The situation of the town is the prettiest which I have yet witnessed – I have met with nothing similar.
S.t Thomas belongs to the King of Denmark. It is a free Port, and during the war wealth was continually flowing in from all quarters. Strange to say, I heard the Danish spoken only once or twice – at every other time only the English by black & white. I forgot that I was in a foreign town, and entered any of the shops as confidently as at home, asking for what I wanted in my own tongue, not doubting but that I should be understood.
Saturday 7th Sept.r – nearly a calm all day – much rain at times.
Remarks on 7th Week
VIIth Hebdomadal period. Little requires to be said at this period, for you already know how we have been employed. I have seldom passed a week more uncomfortably – for during the whole voyage, we had not so much bad weather as during our stay at S.t Thomas. Rain, rain every day – heat excessive – wind oftimes blowing a gale. Frequently we were under apprehensions, that a hurricane was about to blow – and were even very doubtful, tho’ notwithstanding the indications to the contrary which the great height of the mercurial column in the Barometer gave us. By day all this was bad enough when it occurred – but by night all the horrors of the storm & the suggestions of fear were increased a hundred fold – for thick darkness shrouded every shore from our view – the ship rocked to & fro, like a drunken man – and on one night in particular we expected to have been driven on shore, for the men, having forgotten to put a stopper on the chain cable, to prevent any more from running out – on the night in question the cable ran out with a tremendous noise, and before it could be stopped, we were not more than three [times] the length of the ship from the shore. Hence all of us were kept in a state of great anxiety & suspense – particularly the Captain & Master, whom I often heard talking of the measures necessary to be taken in case of extremity, should a hurricane, or furious gale come to blow. Our apprehensions were, you may be assured not lessened by our knowledge of the circumstance that not more than a fortnight ago, a large Dutchman had been totally lost not far from our anchorage.

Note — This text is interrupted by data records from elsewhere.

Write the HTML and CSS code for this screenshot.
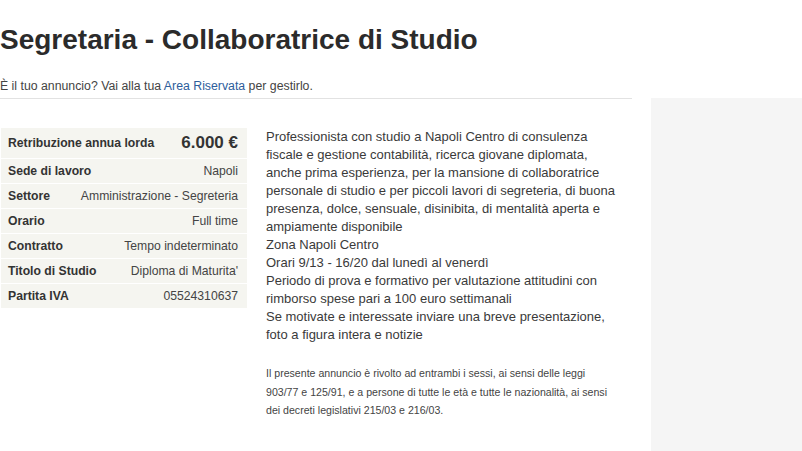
FILE: index.html
```html
<!DOCTYPE html>
<html lang="it">
<head>
<meta charset="utf-8">
<title>Segretaria - Collaboratrice di Studio</title>
<link rel="stylesheet" href="styles.css">
</head>
<body>
<header class="head">
  <h1 class="title">Segretaria - Collaboratrice di Studio</h1>
  <p class="owner">È il tuo annuncio? Vai alla tua <a href="#" class="link">Area Riservata</a> per gestirlo.</p>
</header>
<div class="page">
  <main class="main">
    <div class="facts">
      <div class="row first"><span class="key">Retribuzione annua lorda</span><span class="val salary">6.000 €</span></div>
      <div class="row"><span class="key">Sede di lavoro</span><span class="val">Napoli</span></div>
      <div class="row"><span class="key">Settore</span><span class="val">Amministrazione - Segreteria</span></div>
      <div class="row"><span class="key">Orario</span><span class="val">Full time</span></div>
      <div class="row"><span class="key">Contratto</span><span class="val">Tempo indeterminato</span></div>
      <div class="row"><span class="key">Titolo di Studio</span><span class="val">Diploma di Maturita'</span></div>
      <div class="row"><span class="key">Partita IVA</span><span class="val">05524310637</span></div>
    </div>
    <div class="desc">
      <p class="body-text">Professionista con studio a Napoli Centro di consulenza fiscale e gestione contabilità, ricerca giovane diplomata, anche prima esperienza, per la mansione di collaboratrice personale di studio e per piccoli lavori di segreteria, di buona presenza, dolce, sensuale, disinibita, di mentalità aperta e ampiamente disponibile<br>Zona Napoli Centro<br>Orari 9/13 - 16/20 dal lunedì al venerdì<br>Periodo di prova e formativo per valutazione attitudini con rimborso spese pari a 100 euro settimanali<br>Se motivate e interessate inviare una breve presentazione, foto a figura intera e notizie</p>
      <p class="legal">Il presente annuncio è rivolto ad entrambi i sessi, ai sensi delle leggi 903/77 e 125/91, e a persone di tutte le età e tutte le nazionalità, ai sensi dei decreti legislativi 215/03 e 216/03.</p>
    </div>
  </main>
  <aside class="side"></aside>
</div>
</body>
</html>
```
FILE: styles.css
```css
html, body {
  margin: 0;
  padding: 0;
  background: #fff;
}
body {
  font-family: "Liberation Sans", Arial, sans-serif;
  color: #333;
  height: 451px;
  overflow: hidden;
}
.head {
  padding-top: 25px;
}
.title {
  margin: 0;
  font-size: 28px;
  line-height: 30px;
  font-weight: bold;
  color: #2b2b2b;
}
.owner {
  margin: 0;
  padding-top: 23px;
  font-size: 12.3px;
  line-height: 16px;
  color: #444;
}
.link {
  color: #2d5d9b;
  text-decoration: none;
}
.page {
  display: flex;
  margin-top: 4px;
  height: 360px;
}
.main {
  width: 632px;
  border-top: 1px solid #e2e2e2;
  display: flex;
  align-items: flex-start;
  padding-top: 29px;
  box-sizing: border-box;
}
.side {
  margin-left: 19px;
  flex: 1;
  background: #f5f5f5;
}
.facts {
  width: 246px;
  margin-left: 1px;
  flex: none;
  background: #f5f5f0;
  font-size: 12.2px;
  color: #333;
}
.row {
  display: flex;
  justify-content: space-between;
  align-items: center;
  height: 24px;
  padding: 0 9px 0 7px;
  border-bottom: 1px solid #fff;
  white-space: nowrap;
}
.row.first {
  height: 30px;
}
.row:last-child {
  border-bottom: none;
}
.key {
  font-weight: bold;
}
.val {
  color: #444;
}
.val.salary {
  font-size: 17px;
  font-weight: bold;
  color: #333;
}
.desc {
  margin-left: 19px;
  width: 356px;
}
.body-text {
  margin: 0;
  font-size: 13px;
  line-height: 18px;
  color: #3a3a3a;
}
.legal {
  margin: 20px 0 0;
  width: 346px;
  font-size: 10.6px;
  line-height: 18.5px;
  color: #444;
}
```
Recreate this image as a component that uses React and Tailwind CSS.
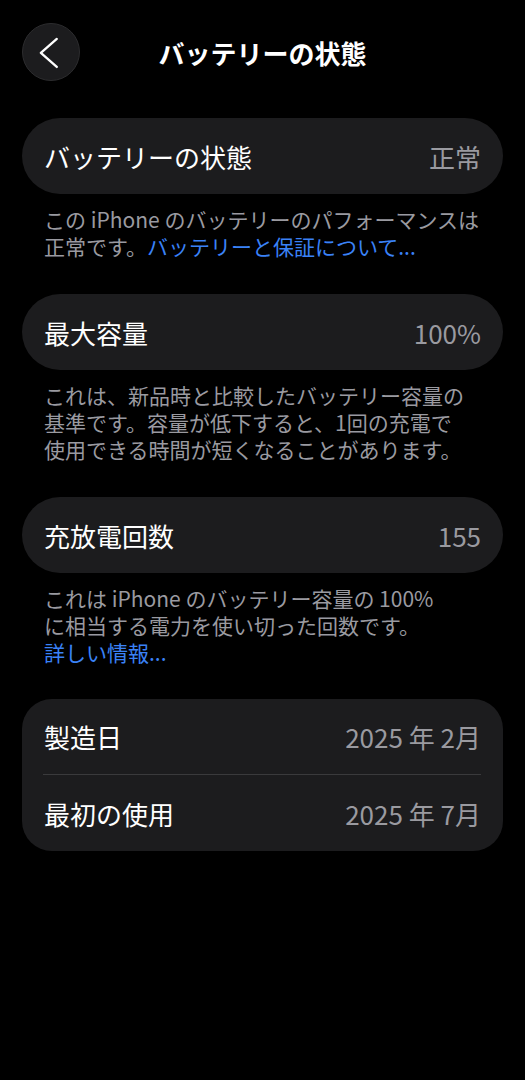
import React from "react";

const font = { fontFamily: '"Noto Sans CJK JP", "Noto Sans", sans-serif' };

function Row({ label, value, className = "" }) {
  return (
    <div className={`flex items-center justify-between px-[22px] ${className}`}>
      <span className="text-[26px] text-white">{label}</span>
      <span className="text-[26px] text-[#9a9aa0]">{value}</span>
    </div>
  );
}

function Note({ children }) {
  return (
    <p className="mt-[12px] px-[44px] text-[21px] leading-[27px] text-[#9a9aa0]">
      {children}
    </p>
  );
}

export default function App() {
  return (
    <div className="min-h-screen bg-black pb-10" style={font}>
      {/* header */}
      <div className="grid grid-cols-[58px_1fr_58px] items-center px-[22px] pt-[23px]">
        <button className="flex h-[58px] w-[58px] items-center justify-center rounded-full border border-[#2c2c2e] bg-[#1c1c1e]">
          <svg width="58" height="58" viewBox="0 0 58 58" fill="none">
            <path
              d="M35 15.5 L18.5 30 L35 44.5"
              stroke="white"
              strokeWidth="2.4"
              strokeLinecap="round"
              strokeLinejoin="round"
            />
          </svg>
        </button>
        <h1 className="text-center text-[26px] font-semibold text-white">バッテリーの状態</h1>
        <div />
      </div>

      {/* health */}
      <div className="mx-[22px] mt-[37px] rounded-full bg-[#1c1c1e]">
        <Row label="バッテリーの状態" value="正常" className="h-[76px]" />
      </div>
      <Note>
        この iPhone のバッテリーのパフォーマンスは
        <br />
        正常です。<span className="text-[#3a82f7]">バッテリーと保証について...</span>
      </Note>

      {/* capacity */}
      <div className="mx-[22px] mt-[34px] rounded-full bg-[#1c1c1e]">
        <Row label="最大容量" value="100%" className="h-[76px]" />
      </div>
      <Note>
        これは、新品時と比較したバッテリー容量の
        <br />
        基準です。容量が低下すると、1回の充電で
        <br />
        使用できる時間が短くなることがあります。
      </Note>

      {/* cycle count */}
      <div className="mx-[22px] mt-[34px] rounded-full bg-[#1c1c1e]">
        <Row label="充放電回数" value="155" className="h-[76px]" />
      </div>
      <Note>
        これは iPhone のバッテリー容量の 100%
        <br />
        に相当する電力を使い切った回数です。
        <br />
        <span className="text-[#3a82f7]">詳しい情報...</span>
      </Note>

      {/* dates */}
      <div className="mx-[22px] mt-[33px] rounded-[30px] bg-[#1c1c1e]">
        <Row label="製造日" value="2025 年 2月" className="h-[75px]" />
        <div className="ml-[21px] mr-[22px] h-px bg-[#3a3a3c]" />
        <Row label="最初の使用" value="2025 年 7月" className="h-[76px]" />
      </div>
    </div>
  );
}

Besides the danger of getting on shore, of dragging our anchor, or loosing our masts, if not our lives, our health was very likely to suffer from the influence of the weather. The frequent rains chilling the air, & the succeeding broiling heat – alternating with each other many times a day, was likely to prove extremely injurious to the constitution – and I look upon [it] as a great instance of the mercy of Providence that none of us had an attack of fever there. I was the only one, who was attacked with indisposition, which being slight, and confined to the bowels, I was enabled, under the blessing of heaven, to conquer in very few days by proper remedies.